COMPARATIVE EVALUATION OF DEEP LEARNING AND TRADITIONAL MACHINE LEARNING CLASSIFIERS ON DUAE-REDUCED HIGH-DIMENSIONAL GENE EXPRESSION DATA FOR HEAD AND NECK SQUAMOUS CELL CARCINOMA

Abstract

High-dimensional transcriptomic datasets present a major challenge for robust cancer classification because the number of measured genes substantially exceeds the number of available samples, making dimensionality reduction a critical preprocessing step before downstream predictive modeling. In this study, a Deep Under-complete Autoencoder (DUAE) was employed to compress high-dimensional Head and Neck Squamous Cell Carcinoma (HNSCC) gene expression data while preserving discriminative structure for classification.

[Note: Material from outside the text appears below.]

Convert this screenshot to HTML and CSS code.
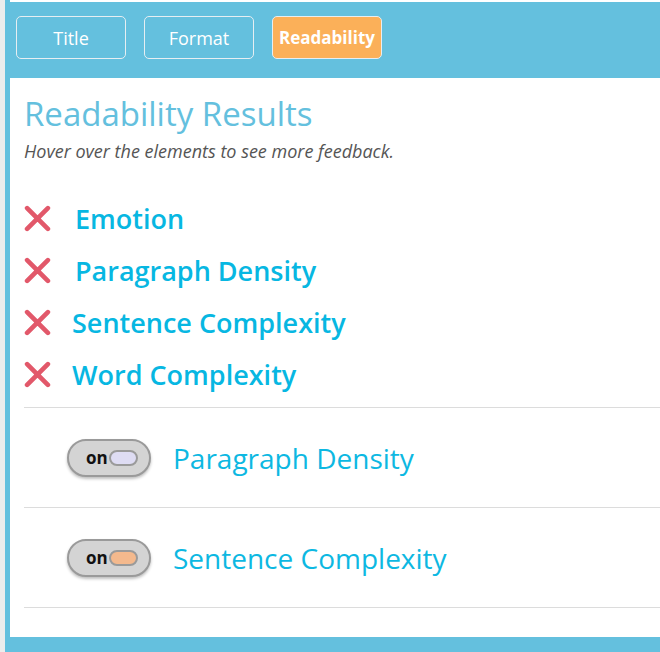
FILE: index.html
```html
<!DOCTYPE html>
<html lang="en">
<head>
  <meta charset="UTF-8" />
  <title>Readability</title>
  <link rel="stylesheet" href="styles.css">
</head>
<body>
  <div class="panel">
    <div class="tabs">
      <button class="tab">Title</button>
      <button class="tab">Format</button>
      <button class="tab active">Readability</button>
    </div>

    <div class="content">
      <h1>Readability Results</h1>
      <p class="hint">Hover over the elements to see more feedback.</p>

      <ul class="results">
        <li><svg class="cross" viewBox="0 0 26 26"><path d="M3 3 L23 23 M23 3 L3 23"/></svg><span>Emotion</span></li>
        <li><svg class="cross" viewBox="0 0 26 26"><path d="M3 3 L23 23 M23 3 L3 23"/></svg><span>Paragraph Density</span></li>
        <li><svg class="cross" viewBox="0 0 26 26"><path d="M3 3 L23 23 M23 3 L3 23"/></svg><span class="tight">Sentence Complexity</span></li>
        <li><svg class="cross" viewBox="0 0 26 26"><path d="M3 3 L23 23 M23 3 L3 23"/></svg><span class="tight">Word Complexity</span></li>
      </ul>

      <div class="toggle-row">
        <div class="toggle"><b>on</b><span class="knob lavender"></span></div>
        <span class="toggle-label">Paragraph Density</span>
      </div>
      <div class="toggle-row">
        <div class="toggle"><b>on</b><span class="knob peach"></span></div>
        <span class="toggle-label">Sentence Complexity</span>
      </div>
    </div>

    <div class="footer"></div>
  </div>
</body>
</html>
```

FILE: styles.css
```css
body {
  margin: 0;
  background: #ededed;
  font-family: 'Open Sans', sans-serif;
  overflow: hidden;
}
.panel {
  margin-left: 5px;
  border-left: 5px solid #64c0de;
  background: #fff;
  padding-top: 2px;
}
.tabs {
  background: #64c0de;
  height: 76px;
  padding: 14px 6px 0;
  box-sizing: border-box;
  display: flex;
  gap: 18px;
  align-items: flex-start;
}
.tab {
  width: 110px;
  height: 43px;
  border: 1px solid #e6eef2;
  border-radius: 5px;
  background: #64c0de;
  color: #fff;
  font-family: 'Open Sans', sans-serif;
  font-size: 18px;
  padding: 0;
}
.tab.active {
  background: #fbb059;
  font-weight: 700;
  font-size: 17px;
}
.content { padding: 14px 0 29px 14px; }
h1 {
  margin: 0;
  font-weight: 400;
  font-size: 33px;
  color: #64c0de;
  line-height: 44px;
}
.hint {
  margin: 3px 0 0;
  font-style: italic;
  font-size: 18px;
  color: #555;
  line-height: 24px;
}
.results {
  list-style: none;
  margin: 29px 0 0;
  padding: 0 0 7px;
  border-bottom: 1px solid #dcdcdc;
}
.results li {
  display: flex;
  align-items: center;
  height: 52px;
  font-size: 27px;
  font-weight: 600;
  color: #07b7e2;
}
.cross {
  width: 27px;
  height: 27px;
  margin-right: 24px;
  fill: none;
  stroke: #e2586a;
  stroke-width: 4.5;
  stroke-linecap: round;
}
.results .tight { margin-left: -3px; }
.toggle-row {
  display: flex;
  align-items: center;
  height: 99px;
  border-bottom: 1px solid #dcdcdc;
  padding-left: 43px;
}
.toggle {
  width: 84px;
  height: 38px;
  box-sizing: border-box;
  border: 2px solid #9a9a9a;
  border-radius: 19px;
  background: #d4d4d4;
  box-shadow: 0 2px 3px rgba(0, 0, 0, 0.25);
  display: flex;
  align-items: center;
  padding-left: 17px;
}
.toggle b {
  font-size: 17px;
  color: #111;
}
.knob {
  width: 29px;
  height: 16px;
  box-sizing: border-box;
  border: 2px solid #9a9a9a;
  border-radius: 8px;
  margin-left: 1px;
}
.knob.lavender { background: #dedcf3; }
.knob.peach { background: #f4b98d; }
.toggle-label {
  margin-left: 22px;
  font-size: 28px;
  color: #0db8e2;
}
.footer {
  background: #64c0de;
  height: 20px;
}
```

Gene expression data were obtained from The Cancer Genome Atlas (TCGA), and following preprocessing, the DUAE-reduced feature representation was evaluated using four traditional machine learning classifiers, Random Forest (RF), Support Vector Machine (SVM), K-Nearest Neighbors (KNN), and Gradient Boosting Machine (GBM), and four deep learning architectures, WideResNet, DenseNet, VGG, and EfficientNet. Model performance was assessed using accuracy, area under the receiver operating characteristic curve (ROC-AUC), precision, recall, and F1-score. Among all evaluated models, WideResNet achieved the strongest overall performance, with an accuracy of 0.970, ROC-AUC of 0.990, precision of 0.960, recall of 0.950, and F1-score of 0.955, followed by VGG, which also demonstrated strong and balanced classification performance. Among the traditional machine learning baselines, GBM and Random Forest remained competitive, whereas SVM and KNN showed comparatively lower performance. DenseNet and EfficientNet demonstrated moderate predictive capability but did not match the stronger performance profiles of WideResNet and VGG. Overall, the findings indicate that DUAE-based feature compression preserved biologically relevant signal for downstream classification, while the final predictive performance remained strongly dependent on classifier architecture. These results suggest that deep residual learning, particularly WideResNet, may offer substantial advantages for classification of DUAE-reduced gene expression data in HNSCC, and support the use of DUAE-driven representation learning as a practical and effective preprocessing strategy for high-dimensional genomic classification tasks.